* **Data**
══════
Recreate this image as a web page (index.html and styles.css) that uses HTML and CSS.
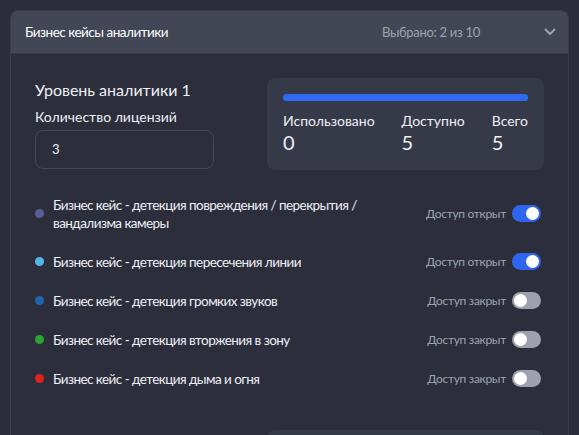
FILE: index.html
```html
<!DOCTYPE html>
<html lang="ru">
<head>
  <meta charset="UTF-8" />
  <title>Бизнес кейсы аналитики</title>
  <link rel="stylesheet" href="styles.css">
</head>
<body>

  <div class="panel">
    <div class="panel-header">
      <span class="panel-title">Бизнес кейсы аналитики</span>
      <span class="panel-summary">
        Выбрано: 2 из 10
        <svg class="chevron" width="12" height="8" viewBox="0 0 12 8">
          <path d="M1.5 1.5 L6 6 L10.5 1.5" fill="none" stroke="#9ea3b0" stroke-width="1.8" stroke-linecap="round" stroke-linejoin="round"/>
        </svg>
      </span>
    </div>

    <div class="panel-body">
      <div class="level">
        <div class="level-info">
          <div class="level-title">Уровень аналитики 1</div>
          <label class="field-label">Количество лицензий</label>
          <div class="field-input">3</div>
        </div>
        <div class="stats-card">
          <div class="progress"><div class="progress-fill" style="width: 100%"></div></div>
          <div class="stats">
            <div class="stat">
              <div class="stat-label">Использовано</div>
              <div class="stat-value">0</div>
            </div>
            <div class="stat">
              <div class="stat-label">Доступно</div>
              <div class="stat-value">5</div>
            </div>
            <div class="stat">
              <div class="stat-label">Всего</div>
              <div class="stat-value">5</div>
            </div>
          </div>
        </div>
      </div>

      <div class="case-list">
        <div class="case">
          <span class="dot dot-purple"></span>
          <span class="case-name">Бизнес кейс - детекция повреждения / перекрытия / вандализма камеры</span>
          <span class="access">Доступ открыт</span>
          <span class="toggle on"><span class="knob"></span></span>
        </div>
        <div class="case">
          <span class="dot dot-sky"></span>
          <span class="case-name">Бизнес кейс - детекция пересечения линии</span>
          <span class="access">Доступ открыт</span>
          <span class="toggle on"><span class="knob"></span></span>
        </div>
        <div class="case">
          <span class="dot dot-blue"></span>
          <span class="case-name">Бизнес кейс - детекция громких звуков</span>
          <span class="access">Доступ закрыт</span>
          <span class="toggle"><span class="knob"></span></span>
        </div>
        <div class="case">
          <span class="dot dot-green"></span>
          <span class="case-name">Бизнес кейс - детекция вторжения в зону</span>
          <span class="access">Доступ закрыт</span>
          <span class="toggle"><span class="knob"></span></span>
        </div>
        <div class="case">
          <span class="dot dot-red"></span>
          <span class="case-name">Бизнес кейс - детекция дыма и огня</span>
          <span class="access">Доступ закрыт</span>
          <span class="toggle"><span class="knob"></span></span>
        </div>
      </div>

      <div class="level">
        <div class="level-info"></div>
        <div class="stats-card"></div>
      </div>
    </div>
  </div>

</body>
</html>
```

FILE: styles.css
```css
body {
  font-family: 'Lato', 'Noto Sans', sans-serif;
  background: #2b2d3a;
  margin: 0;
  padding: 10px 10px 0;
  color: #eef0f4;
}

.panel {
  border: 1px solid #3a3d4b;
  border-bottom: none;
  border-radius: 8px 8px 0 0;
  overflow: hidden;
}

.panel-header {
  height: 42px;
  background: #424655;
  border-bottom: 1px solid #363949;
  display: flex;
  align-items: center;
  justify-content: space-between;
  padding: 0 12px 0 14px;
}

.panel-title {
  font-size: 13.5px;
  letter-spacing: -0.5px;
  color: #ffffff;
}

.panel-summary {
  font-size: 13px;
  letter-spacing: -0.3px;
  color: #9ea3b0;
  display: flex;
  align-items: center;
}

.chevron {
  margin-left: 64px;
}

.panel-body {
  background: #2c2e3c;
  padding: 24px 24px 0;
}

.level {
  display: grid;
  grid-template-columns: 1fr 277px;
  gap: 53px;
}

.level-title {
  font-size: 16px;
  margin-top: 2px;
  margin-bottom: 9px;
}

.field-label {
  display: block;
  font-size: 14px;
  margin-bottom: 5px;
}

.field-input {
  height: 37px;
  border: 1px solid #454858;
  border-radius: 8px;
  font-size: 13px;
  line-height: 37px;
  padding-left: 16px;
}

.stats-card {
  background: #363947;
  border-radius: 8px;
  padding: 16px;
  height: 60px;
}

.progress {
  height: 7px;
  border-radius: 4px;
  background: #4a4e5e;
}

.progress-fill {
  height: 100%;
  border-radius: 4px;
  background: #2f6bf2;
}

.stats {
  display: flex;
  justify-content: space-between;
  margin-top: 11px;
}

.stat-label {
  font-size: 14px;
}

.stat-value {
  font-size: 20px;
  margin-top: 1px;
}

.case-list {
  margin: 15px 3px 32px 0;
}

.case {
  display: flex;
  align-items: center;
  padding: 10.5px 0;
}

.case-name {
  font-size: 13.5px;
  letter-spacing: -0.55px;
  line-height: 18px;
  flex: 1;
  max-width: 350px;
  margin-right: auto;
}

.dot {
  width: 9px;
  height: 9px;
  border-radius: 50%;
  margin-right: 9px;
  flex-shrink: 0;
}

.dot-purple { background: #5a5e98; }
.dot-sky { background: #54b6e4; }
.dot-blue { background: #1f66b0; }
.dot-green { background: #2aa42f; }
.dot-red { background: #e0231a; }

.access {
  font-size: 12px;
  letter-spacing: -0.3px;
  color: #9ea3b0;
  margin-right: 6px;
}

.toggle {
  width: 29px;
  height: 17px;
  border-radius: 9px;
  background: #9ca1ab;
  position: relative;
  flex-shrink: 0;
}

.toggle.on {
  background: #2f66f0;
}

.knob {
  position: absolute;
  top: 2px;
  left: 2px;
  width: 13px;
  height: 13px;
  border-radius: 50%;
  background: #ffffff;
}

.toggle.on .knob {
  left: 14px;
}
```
══════
* **Task directions**
Leave out the pictures and copy the rest of the material above exactly.

* **Expected answer**
Recreate this image as a web page (index.html and styles.css) that uses HTML and CSS.
FILE: index.html
```html
<!DOCTYPE html>
<html lang="ru">
<head>
  <meta charset="UTF-8" />
  <title>Бизнес кейсы аналитики</title>
  <link rel="stylesheet" href="styles.css">
</head>
<body>

  <div class="panel">
    <div class="panel-header">
      <span class="panel-title">Бизнес кейсы аналитики</span>
      <span class="panel-summary">
        Выбрано: 2 из 10
        <svg class="chevron" width="12" height="8" viewBox="0 0 12 8">
          <path d="M1.5 1.5 L6 6 L10.5 1.5" fill="none" stroke="#9ea3b0" stroke-width="1.8" stroke-linecap="round" stroke-linejoin="round"/>
        </svg>
      </span>
    </div>

    <div class="panel-body">
      <div class="level">
        <div class="level-info">
          <div class="level-title">Уровень аналитики 1</div>
          <label class="field-label">Количество лицензий</label>
          <div class="field-input">3</div>
        </div>
        <div class="stats-card">
          <div class="progress"><div class="progress-fill" style="width: 100%"></div></div>
          <div class="stats">
            <div class="stat">
              <div class="stat-label">Использовано</div>
              <div class="stat-value">0</div>
            </div>
            <div class="stat">
              <div class="stat-label">Доступно</div>
              <div class="stat-value">5</div>
            </div>
            <div class="stat">
              <div class="stat-label">Всего</div>
              <div class="stat-value">5</div>
            </div>
          </div>
        </div>
      </div>

      <div class="case-list">
        <div class="case">
          <span class="dot dot-purple"></span>
          <span class="case-name">Бизнес кейс - детекция повреждения / перекрытия / вандализма камеры</span>
          <span class="access">Доступ открыт</span>
          <span class="toggle on"><span class="knob"></span></span>
        </div>
        <div class="case">
          <span class="dot dot-sky"></span>
          <span class="case-name">Бизнес кейс - детекция пересечения линии</span>
          <span class="access">Доступ открыт</span>
          <span class="toggle on"><span class="knob"></span></span>
        </div>
        <div class="case">
          <span class="dot dot-blue"></span>
          <span class="case-name">Бизнес кейс - детекция громких звуков</span>
          <span class="access">Доступ закрыт</span>
          <span class="toggle"><span class="knob"></span></span>
        </div>
        <div class="case">
          <span class="dot dot-green"></span>
          <span class="case-name">Бизнес кейс - детекция вторжения в зону</span>
          <span class="access">Доступ закрыт</span>
          <span class="toggle"><span class="knob"></span></span>
        </div>
        <div class="case">
          <span class="dot dot-red"></span>
          <span class="case-name">Бизнес кейс - детекция дыма и огня</span>
          <span class="access">Доступ закрыт</span>
          <span class="toggle"><span class="knob"></span></span>
        </div>
      </div>

      <div class="level">
        <div class="level-info"></div>
        <div class="stats-card"></div>
      </div>
    </div>
  </div>

</body>
</html>
```

FILE: styles.css
```css
body {
  font-family: 'Lato', 'Noto Sans', sans-serif;
  background: #2b2d3a;
  margin: 0;
  padding: 10px 10px 0;
  color: #eef0f4;
}

.panel {
  border: 1px solid #3a3d4b;
  border-bottom: none;
  border-radius: 8px 8px 0 0;
  overflow: hidden;
}

.panel-header {
  height: 42px;
  background: #424655;
  border-bottom: 1px solid #363949;
  display: flex;
  align-items: center;
  justify-content: space-between;
  padding: 0 12px 0 14px;
}

.panel-title {
  font-size: 13.5px;
  letter-spacing: -0.5px;
  color: #ffffff;
}

.panel-summary {
  font-size: 13px;
  letter-spacing: -0.3px;
  color: #9ea3b0;
  display: flex;
  align-items: center;
}

.chevron {
  margin-left: 64px;
}

.panel-body {
  background: #2c2e3c;
  padding: 24px 24px 0;
}

.level {
  display: grid;
  grid-template-columns: 1fr 277px;
  gap: 53px;
}

.level-title {
  font-size: 16px;
  margin-top: 2px;
  margin-bottom: 9px;
}

.field-label {
  display: block;
  font-size: 14px;
  margin-bottom: 5px;
}

.field-input {
  height: 37px;
  border: 1px solid #454858;
  border-radius: 8px;
  font-size: 13px;
  line-height: 37px;
  padding-left: 16px;
}

.stats-card {
  background: #363947;
  border-radius: 8px;
  padding: 16px;
  height: 60px;
}

.progress {
  height: 7px;
  border-radius: 4px;
  background: #4a4e5e;
}

.progress-fill {
  height: 100%;
  border-radius: 4px;
  background: #2f6bf2;
}

.stats {
  display: flex;
  justify-content: space-between;
  margin-top: 11px;
}

.stat-label {
  font-size: 14px;
}

.stat-value {
  font-size: 20px;
  margin-top: 1px;
}

.case-list {
  margin: 15px 3px 32px 0;
}

.case {
  display: flex;
  align-items: center;
  padding: 10.5px 0;
}

.case-name {
  font-size: 13.5px;
  letter-spacing: -0.55px;
  line-height: 18px;
  flex: 1;
  max-width: 350px;
  margin-right: auto;
}

.dot {
  width: 9px;
  height: 9px;
  border-radius: 50%;
  margin-right: 9px;
  flex-shrink: 0;
}

.dot-purple { background: #5a5e98; }
.dot-sky { background: #54b6e4; }
.dot-blue { background: #1f66b0; }
.dot-green { background: #2aa42f; }
.dot-red { background: #e0231a; }

.access {
  font-size: 12px;
  letter-spacing: -0.3px;
  color: #9ea3b0;
  margin-right: 6px;
}

.toggle {
  width: 29px;
  height: 17px;
  border-radius: 9px;
  background: #9ca1ab;
  position: relative;
  flex-shrink: 0;
}

.toggle.on {
  background: #2f66f0;
}

.knob {
  position: absolute;
  top: 2px;
  left: 2px;
  width: 13px;
  height: 13px;
  border-radius: 50%;
  background: #ffffff;
}

.toggle.on .knob {
  left: 14px;
}
```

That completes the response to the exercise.